You can access super within five days, but at what cost to your future income?
Super funds have seesawed between saying they have no liquidity problems to saying they can give you access to your money whenever you need it.
Regardless, the federal government has told super funds it expects people should be able to access their super within five days, says a report from Nest Egg.
The Australian Prudential Regulation Authority (APRA) has offered ‘guidance’ to Australian super funds on making early-release payments to members, who meet the eligibility criteria, as soon as practicable.
“This is an opportunity for the super funds to demonstrate their commitment to their members at the time they need it the most,” said assistant minister for superannuation, financial services and financial technology, Jane Hume.
Implemented as part of the second COVID-19 economic stimulus package, the early access scheme should help Australians suffering financial hardship, allowing them to access $10,000 from their super this financial year, and a further $10,000 next financial year.
“Given the importance of cash flow for many people at this critical time, the Morrison government expects super funds to be paying members their money as quickly as possible, and within five business days,” said Ms Hume.
“We understand this is a very challenging time for all Australians.

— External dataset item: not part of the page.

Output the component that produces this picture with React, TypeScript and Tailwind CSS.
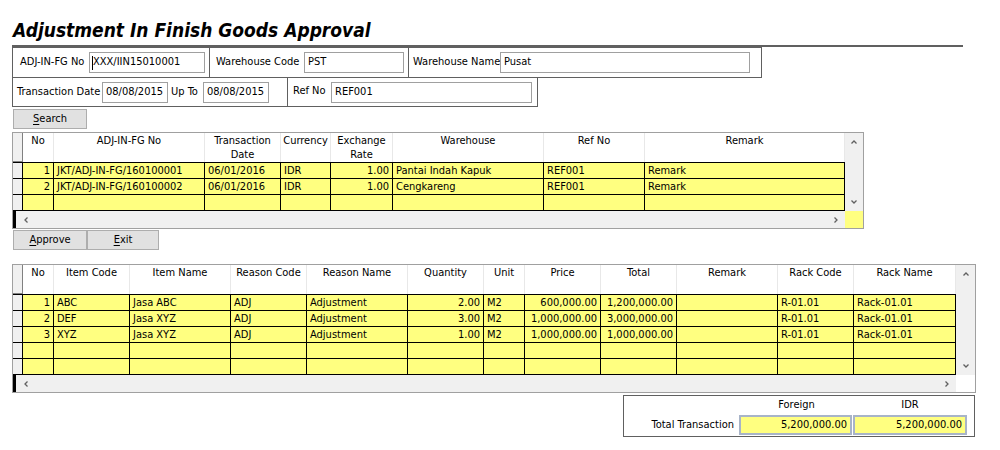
import React from "react";

type Col = { w: number; label: string[]; align: "l" | "r" };

const Chev = ({ dir }: { dir: "u" | "d" | "l" | "r" }) => {
  const pts =
    dir === "u"
      ? "1.5,5.5 4,3 6.5,5.5"
      : dir === "d"
      ? "1.5,2.5 4,5 6.5,2.5"
      : dir === "l"
      ? "5.5,1.5 3,4 5.5,6.5"
      : "2.5,1.5 5,4 2.5,6.5";
  return (
    <svg width="8" height="8" viewBox="0 0 8 8" className="block">
      <polyline points={pts} fill="none" stroke="#606060" strokeWidth="1.3" />
    </svg>
  );
};

const Grid = ({
  cols,
  rows,
  width,
  scrollW,
  corner,
  rowCount,
}: {
  cols: Col[];
  rows: string[][];
  width: number;
  scrollW: number;
  corner: string;
  rowCount: number;
}) => {
  const all: string[][] = [];
  for (let i = 0; i < rowCount; i++) all.push(rows[i] || cols.map(() => ""));
  return (
    <div className="flex border border-[#a0a0a0] bg-white" style={{ width }}>
      <div className="flex flex-col">
        <div className="flex h-[29px]">
          <div className="w-[10px] bg-[#f0f0f0] border-r border-b border-[#808080]" />
          {cols.map((c, i) => (
            <div
              key={i}
              className="border-r border-[#e8e8e8] text-center pt-[1px] leading-[14px] whitespace-nowrap overflow-hidden"
              style={{ width: c.w }}
            >
              {c.label.map((l, j) => (
                <div key={j}>{l}</div>
              ))}
            </div>
          ))}
        </div>
        <div className="border-t border-black">
          {all.map((r, ri) => (
            <div key={ri} className="flex h-[16px] border-b border-black">
              <div className="w-[10px] bg-[#f0f0f0] border-r border-black" />
              {cols.map((c, ci) => (
                <div
                  key={ci}
                  className={
                    "bg-[#ffff80] border-r border-black px-[3px] leading-[15px] whitespace-nowrap overflow-hidden " +
                    (c.align === "r" ? "text-right" : "text-left")
                  }
                  style={{ width: c.w }}
                >
                  {r[ci]}
                </div>
              ))}
            </div>
          ))}
        </div>
        <div className="flex h-[17px] bg-[#f0f0f0] items-center">
          <div className="w-[3px] h-full bg-black" />
          <div className="ml-[6px]">
            <Chev dir="l" />
          </div>
          <div className="flex-1" />
          <div className="mr-[5px]">
            <Chev dir="r" />
          </div>
        </div>
      </div>
      <div className="flex flex-col" style={{ width: scrollW }}>
        <div className="flex-1 bg-[#f0f0f0] flex flex-col items-center justify-between py-[5px]">
          <Chev dir="u" />
          <Chev dir="d" />
        </div>
        <div className="h-[17px]" style={{ background: corner }} />
      </div>
    </div>
  );
};

const Btn = ({ u, rest, w }: { u: string; rest: string; w: string }) => (
  <div
    className={
      "h-[20px] bg-[#e1e1e1] border border-[#adadad] flex items-center justify-center " + w
    }
  >
    <span>
      <span className="underline underline-offset-[2px]">{u}</span>
      {rest}
    </span>
  </div>
);

const Input = ({ w, v, caret }: { w: string; v: string; caret?: boolean }) => (
  <div className={"h-[21px] border border-[#a0a0a0] bg-white flex items-center pl-[2px] " + w}>
    {caret && <div className="w-[1px] h-[14px] bg-black" />}
    <span className={caret ? "" : "pl-[1px]"}>{v}</span>
  </div>
);

export default function App() {
  const cols1: Col[] = [
    { w: 31, label: ["No"], align: "r" },
    { w: 151, label: ["ADJ-IN-FG No"], align: "l" },
    { w: 76, label: ["Transaction", "Date"], align: "l" },
    { w: 50, label: ["Currency"], align: "l" },
    { w: 62, label: ["Exchange", "Rate"], align: "r" },
    { w: 151, label: ["Warehouse"], align: "l" },
    { w: 101, label: ["Ref No"], align: "l" },
    { w: 200, label: ["Remark"], align: "l" },
  ];
  const rows1 = [
    ["1", "JKT/ADJ-IN-FG/160100001", "06/01/2016", "IDR", "1.00", "Pantai Indah Kapuk", "REF001", "Remark"],
    ["2", "JKT/ADJ-IN-FG/160100002", "06/01/2016", "IDR", "1.00", "Cengkareng", "REF001", "Remark"],
  ];
  const cols2: Col[] = [
    { w: 31, label: ["No"], align: "r" },
    { w: 76, label: ["Item Code"], align: "l" },
    { w: 101, label: ["Item Name"], align: "l" },
    { w: 76, label: ["Reason Code"], align: "l" },
    { w: 101, label: ["Reason Name"], align: "l" },
    { w: 76, label: ["Quantity"], align: "r" },
    { w: 41, label: ["Unit"], align: "l" },
    { w: 76, label: ["Price"], align: "r" },
    { w: 76, label: ["Total"], align: "r" },
    { w: 101, label: ["Remark"], align: "l" },
    { w: 76, label: ["Rack Code"], align: "l" },
    { w: 102, label: ["Rack Name"], align: "l" },
  ];
  const rows2 = [
    ["1", "ABC", "Jasa ABC", "ADJ", "Adjustment", "2.00", "M2", "600,000.00", "1,200,000.00", "", "R-01.01", "Rack-01.01"],
    ["2", "DEF", "Jasa XYZ", "ADJ", "Adjustment", "3.00", "M2", "1,000,000.00", "3,000,000.00", "", "R-01.01", "Rack-01.01"],
    ["3", "XYZ", "Jasa XYZ", "ADJ", "Adjustment", "1.00", "M2", "1,000,000.00", "1,000,000.00", "", "R-01.01", "Rack-01.01"],
  ];

  return (
    <div className="w-[1000px] h-[450px] bg-white text-black text-[11px] font-['DejaVu_Sans_Condensed','DejaVu_Sans',sans-serif] font-stretch-condensed overflow-hidden whitespace-nowrap">
      <div className="pt-[18px] pl-[13px] h-[42px]">
        <div className="text-[19px] leading-[24px] font-bold italic">
          Adjustment In Finish Goods Approval
        </div>
      </div>
      <div className="ml-[12px] mt-[3px] w-[951px] h-[2px] bg-[#606060]" />
      <div className="ml-[12px] w-[750px] h-[31px] border border-[#606060] flex">
        <div className="w-[197px] shrink-0 border-r border-[#606060] flex items-center pl-[7px]">
          <span className="w-[69px] shrink-0">ADJ-IN-FG No</span>
          <Input w="w-[116px] shrink-0" v="XXX/IIN15010001" caret />
        </div>
        <div className="w-[199px] shrink-0 border-r border-[#606060] flex items-center pl-[6px]">
          <span className="w-[88px] shrink-0">Warehouse Code</span>
          <Input w="w-[100px] shrink-0" v="PST" />
        </div>
        <div className="flex-1 flex items-center pl-[4px]">
          <span className="w-[87px] shrink-0">Warehouse Name</span>
          <Input w="w-[250px] shrink-0" v="Pusat" />
        </div>
      </div>
      <div className="ml-[12px] w-[526px] h-[29px] border border-t-0 border-[#606060] flex">
        <div className="w-[275px] shrink-0 border-r border-[#606060] flex items-center pl-[4px]">
          <span className="w-[85px] shrink-0">Transaction Date</span>
          <Input w="w-[66px] h-[20px] shrink-0" v="08/08/2015" />
          <span className="w-[35px] pl-[3px] shrink-0">Up To</span>
          <Input w="w-[66px] h-[20px] shrink-0" v="08/08/2015" />
        </div>
        <div className="flex-1 flex items-center pl-[5px]">
          <span className="w-[38px] -mt-[2px] shrink-0">Ref No</span>
          <Input w="w-[201px] h-[21px] shrink-0" v="REF001" />
        </div>
      </div>
      <div className="ml-[13px] mt-[2px]">
        <Btn u="S" rest="earch" w="w-[74px]" />
      </div>
      <div className="ml-[12px] mt-[3px]">
        <Grid cols={cols1} rows={rows1} width={852} scrollW={18} corner="#ffff80" rowCount={3} />
      </div>
      <div className="ml-[13px] mt-[1px] flex">
        <Btn u="A" rest="pprove" w="w-[74px]" />
        <Btn u="E" rest="xit" w="w-[72px]" />
      </div>
      <div className="ml-[12px] mt-[14px]">
        <Grid cols={cols2} rows={rows2} width={964} scrollW={19} corner="#ffffff" rowCount={5} />
      </div>
      <div className="ml-[623px] mt-[2px] w-[352px] h-[42px] border border-[#606060] flex flex-col">
        <div className="flex h-[19px] items-center">
          <div className="w-[116px]" />
          <div className="w-[113px] text-center">Foreign</div>
          <div className="w-[114px] text-center">IDR</div>
        </div>
        <div className="flex items-center">
          <div className="w-[111px] text-right pr-[1px]">Total Transaction</div>
          <div className="ml-[4px] w-[113px] h-[20px] border-2 border-[#a8b4c8] bg-[#ffff80] text-right pr-[3px] leading-[16px]">
            5,200,000.00
          </div>
          <div className="ml-[1px] w-[114px] h-[20px] border-2 border-[#a8b4c8] bg-[#ffff80] text-right pr-[3px] leading-[16px]">
            5,200,000.00
          </div>
        </div>
      </div>
    </div>
  );
}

These measures will ensure that Australians impacted by the COVID-19 pandemic will receive this vital financial support as quickly as possible.”
While funds have openly supported the hardship assistance scheme, many are still cautioning Australians on the potential impact of accessing super early, suggesting that anyone undergoing hardship may be better off exhausting all other assistance measures first.
More than 600,000 members are expected to access their super early. The challenge for super funds will be to grant this access and, at the same time, mitigate the long-term outcomes for members, says Super Consumers Australia (SCA).
Members need to weigh up not only their immediate needs, but also their long-term futures when deciding what is right for them, says SCA.
“When weighing up whether to access your super early, it is a good idea to balance your whole household’s financial needs now and in retirement,” said SCA director Xavier O’Halloran.
“Members should also consider the insurance needs, as early access may leave them without enough superannuation to continue paying for insurance premiums in super.”
The super advocate highlighted how, should members wish to withdraw funds, selling low now will crystallise losses and any money spent today will not compound for tomorrow.
“Taking out money before retirement means losing the benefit of compound interest over a lifetime. Depending on how old you are, withdrawing money now could see you having to work much longer to make up the difference before you retire,” said Mr O’Halloran, who added that any reductions to super balances today, means less income in retirement.
While no one can accurately predict how much early access will impact future earnings, The Conexus Institute, Actuaries Institute and SCA have made best estimates based on the assumption an investor withdraws the full $20,000 now.
Someone currently aged 30 would see a reduction of $50,000 in their retirement balance. At the other end of the scale, someone aged 60 would see a reduction of $24,000, with a reduction in fortnightly income of $52 and a reduction of $1300 in annual income.
Do you intend to access your super early? Or will you try to ride it out?